I cannot pretend to have rigidly followed the WalkActive techniques I wrote about in January (you remember: foot like Velcro, lift from your hips, hold your neck as if you have diamond drop earrings that you unaccountably want the world to see) but I will – thanks to a combination of my Fitbit and the fact that I don’t really want to run – now readily walk from one place to another. Dr Andrew Murray, sports medicine consultant at Edinburgh university, spends his life measuring the health benefits of walking, and says that if you go from being a couch potato to a regular walker, you can put seven years on your life.
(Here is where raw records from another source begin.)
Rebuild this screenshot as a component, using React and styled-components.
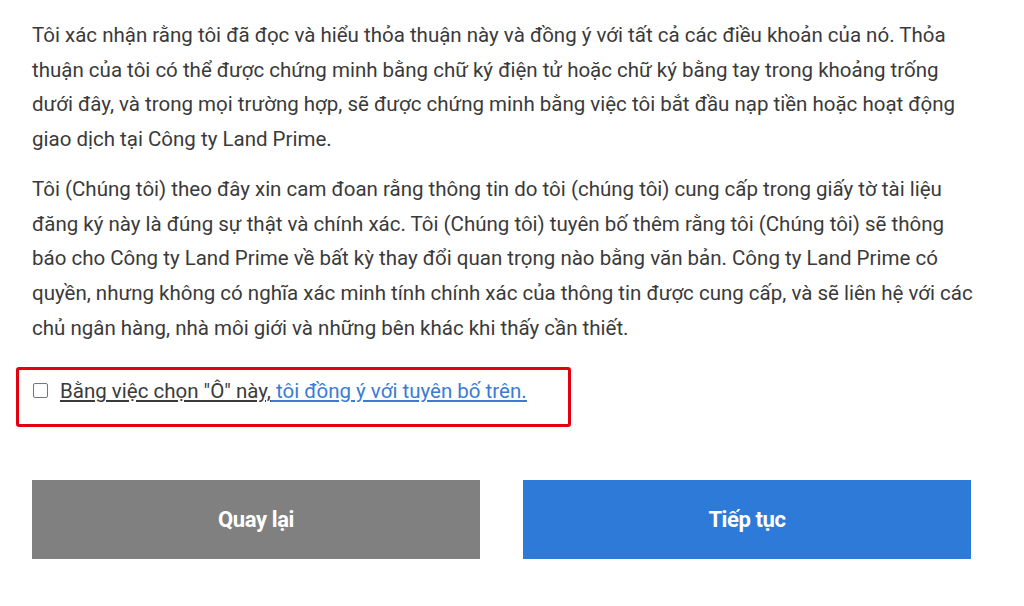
import React from "react";
import styled, { createGlobalStyle } from "styled-components";

const Global = createGlobalStyle`
  html, body { margin: 0; padding: 0; background: #fff; }
  body { font-family: Roboto, "Noto Sans", sans-serif; }
`;

const Page = styled.div`
  width: 945px;
  padding: 18px 0 0 32px;
`;

const Para = styled.p`
  margin: 0 0 15px;
  font-size: 20.5px;
  line-height: 34.7px;
  color: #3a3a3a;
`;

const ConsentBox = styled.div`
  box-sizing: border-box;
  margin: 22px 0 0 -16px;
  width: 555px;
  height: 60px;
  border: 3px solid #e4000f;
  border-radius: 3px;
  display: flex;
  align-items: flex-start;
  padding: 9px 0 0 14px;
`;

const Check = styled.span`
  width: 13px;
  height: 13px;
  border: 1px solid #767676;
  border-radius: 2px;
  margin: 4px 12px 0 0;
  background: #fff;
  flex: none;
`;

const Label = styled.span`
  font-size: 20.5px;
  line-height: 24px;
  color: #3a3a3a;
  text-decoration: underline;
`;

const Link = styled.a`
  color: #3b7bd4;
  text-decoration: underline;
`;

const Buttons = styled.div`
  display: flex;
  gap: 43px;
  margin-top: 53px;
`;

const Button = styled.button`
  width: 448px;
  height: 79px;
  border: none;
  background: ${(p) => (p.$primary ? "#2d7ad8" : "#808080")};
  color: #fff;
  font-family: Roboto, sans-serif;
  font-weight: 700;
  font-size: 22px;
  letter-spacing: -0.4px;
`;

export default function App() {
  return (
    <Page>
      <Global />
      <Para>
        Tôi xác nhận rằng tôi đã đọc và hiểu thỏa thuận này và đồng ý với tất cả các điều khoản của nó. Thỏa
        thuận của tôi có thể được chứng minh bằng chữ ký điện tử hoặc chữ ký bằng tay trong khoảng trống
        dưới đây, và trong mọi trường hợp, sẽ được chứng minh bằng việc tôi bắt đầu nạp tiền hoặc hoạt động
        giao dịch tại Công ty Land Prime.
      </Para>
      <Para>
        Tôi (Chúng tôi) theo đây xin cam đoan rằng thông tin do tôi (chúng tôi) cung cấp trong giấy tờ tài liệu
        đăng ký này là đúng sự thật và chính xác. Tôi (Chúng tôi) tuyên bố thêm rằng tôi (Chúng tôi) sẽ thông
        báo cho Công ty Land Prime về bất kỳ thay đổi quan trọng nào bằng văn bản. Công ty Land Prime có
        quyền, nhưng không có nghĩa xác minh tính chính xác của thông tin được cung cấp, và sẽ liên hệ với các
        chủ ngân hàng, nhà môi giới và những bên khác khi thấy cần thiết.
      </Para>
      <ConsentBox>
        <Check />
        <Label>
          Bằng việc chọn "Ô" này,<Link href="#"> tôi đồng ý với tuyên bố trên.</Link>
        </Label>
      </ConsentBox>
      <Buttons>
        <Button>Quay lại</Button>
        <Button $primary>Tiếp tục</Button>
      </Buttons>
    </Page>
  );
}
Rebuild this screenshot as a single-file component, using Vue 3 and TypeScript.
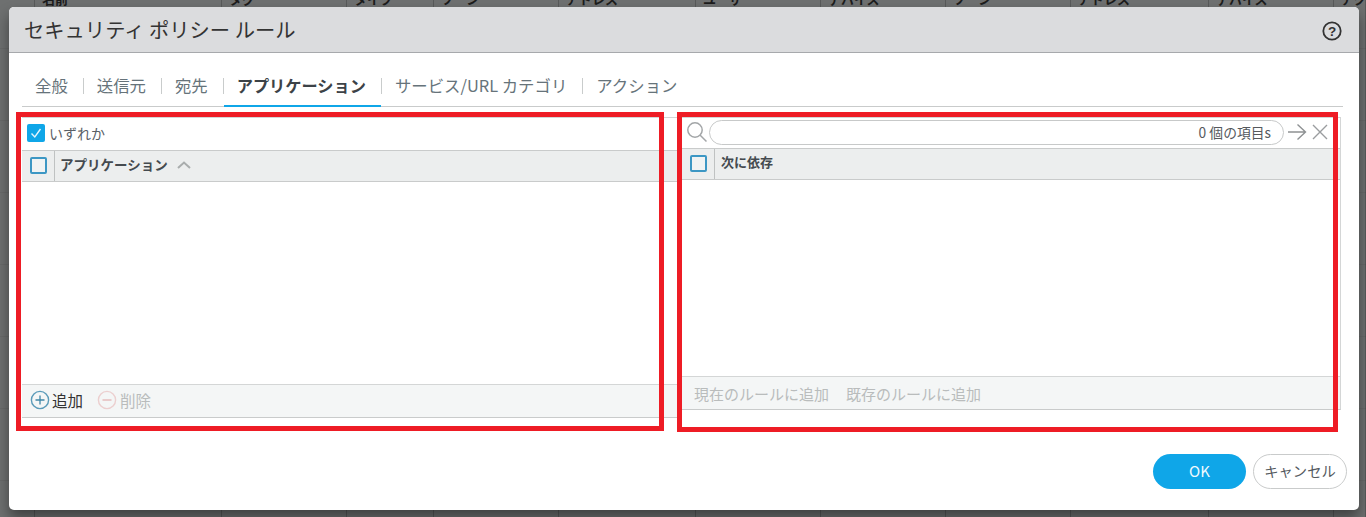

You’re more likely to see the big picture and less likely to get bogged down in details.
I always walked the dog; I sometimes walked over the river for the romance; but the most efficient way to walk a lot is to merge it with some other task, which is how the walk-meeting was invented. I’ve had one walk-meeting before, but only about sustainability. It’s hard to walk next to a hippy: if you go too slow, they think you’d rather be sitting down; if you go too fast, you’re in league with The Man.
I am very whiny and hairless – I could write a column just on the sparsity of my eyebrows – so I feel the cold like a whippet and that is usually all I talk about. Then I got sent a Blaze Wear jacket, an absurd spendy item (£250) with a battery pack that heats your side-ribs to cooking temperature, so for a long time all I could talk about was how weird it was to have your face in February and your trunk in the Bahamas.